--- BEGIN Collected data ---
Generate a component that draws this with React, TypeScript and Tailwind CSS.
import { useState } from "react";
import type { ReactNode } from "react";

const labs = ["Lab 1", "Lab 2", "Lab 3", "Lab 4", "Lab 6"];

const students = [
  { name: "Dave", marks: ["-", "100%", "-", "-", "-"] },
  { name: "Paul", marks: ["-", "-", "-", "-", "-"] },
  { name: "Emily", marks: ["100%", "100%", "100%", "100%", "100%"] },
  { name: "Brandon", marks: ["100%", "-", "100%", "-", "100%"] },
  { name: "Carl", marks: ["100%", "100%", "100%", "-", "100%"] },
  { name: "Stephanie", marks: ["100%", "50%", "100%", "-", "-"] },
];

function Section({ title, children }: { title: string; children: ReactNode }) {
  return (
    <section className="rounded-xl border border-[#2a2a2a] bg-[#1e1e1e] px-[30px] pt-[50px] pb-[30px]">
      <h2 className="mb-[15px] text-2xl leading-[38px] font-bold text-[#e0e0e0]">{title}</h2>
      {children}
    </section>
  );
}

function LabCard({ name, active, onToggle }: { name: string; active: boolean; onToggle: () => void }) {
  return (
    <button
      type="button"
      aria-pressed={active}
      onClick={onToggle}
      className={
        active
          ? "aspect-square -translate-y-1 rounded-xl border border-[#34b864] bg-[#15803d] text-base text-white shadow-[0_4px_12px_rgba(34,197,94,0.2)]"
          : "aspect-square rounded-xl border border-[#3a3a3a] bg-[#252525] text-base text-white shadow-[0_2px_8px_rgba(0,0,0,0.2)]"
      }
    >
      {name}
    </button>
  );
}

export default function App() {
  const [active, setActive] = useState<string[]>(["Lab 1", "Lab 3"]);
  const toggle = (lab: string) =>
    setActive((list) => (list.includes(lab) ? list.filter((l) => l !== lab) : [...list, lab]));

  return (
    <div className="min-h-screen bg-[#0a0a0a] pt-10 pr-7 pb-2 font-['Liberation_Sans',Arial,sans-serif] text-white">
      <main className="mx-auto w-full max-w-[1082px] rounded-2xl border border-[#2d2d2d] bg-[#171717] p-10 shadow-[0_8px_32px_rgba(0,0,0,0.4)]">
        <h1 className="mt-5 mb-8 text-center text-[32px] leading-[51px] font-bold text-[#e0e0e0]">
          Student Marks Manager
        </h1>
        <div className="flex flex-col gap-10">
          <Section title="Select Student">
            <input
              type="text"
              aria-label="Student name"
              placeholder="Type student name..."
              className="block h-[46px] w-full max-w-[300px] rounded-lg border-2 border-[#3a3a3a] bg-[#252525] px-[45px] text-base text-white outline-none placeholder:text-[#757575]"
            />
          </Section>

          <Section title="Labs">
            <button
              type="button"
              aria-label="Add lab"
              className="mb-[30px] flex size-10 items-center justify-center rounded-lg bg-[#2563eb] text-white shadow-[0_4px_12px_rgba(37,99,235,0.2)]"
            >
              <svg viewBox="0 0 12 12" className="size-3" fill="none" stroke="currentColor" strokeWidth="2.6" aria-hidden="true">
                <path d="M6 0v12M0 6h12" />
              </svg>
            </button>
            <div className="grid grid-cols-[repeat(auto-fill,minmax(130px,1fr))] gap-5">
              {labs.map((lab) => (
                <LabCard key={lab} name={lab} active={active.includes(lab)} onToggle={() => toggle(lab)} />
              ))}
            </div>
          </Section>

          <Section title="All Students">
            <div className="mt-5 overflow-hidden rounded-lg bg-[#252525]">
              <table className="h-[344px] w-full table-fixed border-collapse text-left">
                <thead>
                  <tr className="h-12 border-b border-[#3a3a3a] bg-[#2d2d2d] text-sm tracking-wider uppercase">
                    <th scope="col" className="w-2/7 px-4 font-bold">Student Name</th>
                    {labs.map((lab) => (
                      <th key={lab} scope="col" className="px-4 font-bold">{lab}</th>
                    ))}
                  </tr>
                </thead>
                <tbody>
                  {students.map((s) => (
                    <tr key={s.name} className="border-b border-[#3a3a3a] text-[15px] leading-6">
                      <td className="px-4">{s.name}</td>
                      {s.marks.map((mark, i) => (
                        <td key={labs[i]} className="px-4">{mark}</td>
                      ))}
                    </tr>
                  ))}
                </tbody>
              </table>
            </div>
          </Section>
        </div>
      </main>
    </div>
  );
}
--- END Collected data ---
• [To be done]
Restate the whole of the material exactly.

• [Response]
Generate a component that draws this with React, TypeScript and Tailwind CSS.
import { useState } from "react";
import type { ReactNode } from "react";

const labs = ["Lab 1", "Lab 2", "Lab 3", "Lab 4", "Lab 6"];

const students = [
  { name: "Dave", marks: ["-", "100%", "-", "-", "-"] },
  { name: "Paul", marks: ["-", "-", "-", "-", "-"] },
  { name: "Emily", marks: ["100%", "100%", "100%", "100%", "100%"] },
  { name: "Brandon", marks: ["100%", "-", "100%", "-", "100%"] },
  { name: "Carl", marks: ["100%", "100%", "100%", "-", "100%"] },
  { name: "Stephanie", marks: ["100%", "50%", "100%", "-", "-"] },
];

function Section({ title, children }: { title: string; children: ReactNode }) {
  return (
    <section className="rounded-xl border border-[#2a2a2a] bg-[#1e1e1e] px-[30px] pt-[50px] pb-[30px]">
      <h2 className="mb-[15px] text-2xl leading-[38px] font-bold text-[#e0e0e0]">{title}</h2>
      {children}
    </section>
  );
}

function LabCard({ name, active, onToggle }: { name: string; active: boolean; onToggle: () => void }) {
  return (
    <button
      type="button"
      aria-pressed={active}
      onClick={onToggle}
      className={
        active
          ? "aspect-square -translate-y-1 rounded-xl border border-[#34b864] bg-[#15803d] text-base text-white shadow-[0_4px_12px_rgba(34,197,94,0.2)]"
          : "aspect-square rounded-xl border border-[#3a3a3a] bg-[#252525] text-base text-white shadow-[0_2px_8px_rgba(0,0,0,0.2)]"
      }
    >
      {name}
    </button>
  );
}

export default function App() {
  const [active, setActive] = useState<string[]>(["Lab 1", "Lab 3"]);
  const toggle = (lab: string) =>
    setActive((list) => (list.includes(lab) ? list.filter((l) => l !== lab) : [...list, lab]));

  return (
    <div className="min-h-screen bg-[#0a0a0a] pt-10 pr-7 pb-2 font-['Liberation_Sans',Arial,sans-serif] text-white">
      <main className="mx-auto w-full max-w-[1082px] rounded-2xl border border-[#2d2d2d] bg-[#171717] p-10 shadow-[0_8px_32px_rgba(0,0,0,0.4)]">
        <h1 className="mt-5 mb-8 text-center text-[32px] leading-[51px] font-bold text-[#e0e0e0]">
          Student Marks Manager
        </h1>
        <div className="flex flex-col gap-10">
          <Section title="Select Student">
            <input
              type="text"
              aria-label="Student name"
              placeholder="Type student name..."
              className="block h-[46px] w-full max-w-[300px] rounded-lg border-2 border-[#3a3a3a] bg-[#252525] px-[45px] text-base text-white outline-none placeholder:text-[#757575]"
            />
          </Section>

          <Section title="Labs">
            <button
              type="button"
              aria-label="Add lab"
              className="mb-[30px] flex size-10 items-center justify-center rounded-lg bg-[#2563eb] text-white shadow-[0_4px_12px_rgba(37,99,235,0.2)]"
            >
              <svg viewBox="0 0 12 12" className="size-3" fill="none" stroke="currentColor" strokeWidth="2.6" aria-hidden="true">
                <path d="M6 0v12M0 6h12" />
              </svg>
            </button>
            <div className="grid grid-cols-[repeat(auto-fill,minmax(130px,1fr))] gap-5">
              {labs.map((lab) => (
                <LabCard key={lab} name={lab} active={active.includes(lab)} onToggle={() => toggle(lab)} />
              ))}
            </div>
          </Section>

          <Section title="All Students">
            <div className="mt-5 overflow-hidden rounded-lg bg-[#252525]">
              <table className="h-[344px] w-full table-fixed border-collapse text-left">
                <thead>
                  <tr className="h-12 border-b border-[#3a3a3a] bg-[#2d2d2d] text-sm tracking-wider uppercase">
                    <th scope="col" className="w-2/7 px-4 font-bold">Student Name</th>
                    {labs.map((lab) => (
                      <th key={lab} scope="col" className="px-4 font-bold">{lab}</th>
                    ))}
                  </tr>
                </thead>
                <tbody>
                  {students.map((s) => (
                    <tr key={s.name} className="border-b border-[#3a3a3a] text-[15px] leading-6">
                      <td className="px-4">{s.name}</td>
                      {s.marks.map((mark, i) => (
                        <td key={labs[i]} className="px-4">{mark}</td>
                      ))}
                    </tr>
                  ))}
                </tbody>
              </table>
            </div>
          </Section>
        </div>
      </main>
    </div>
  );
}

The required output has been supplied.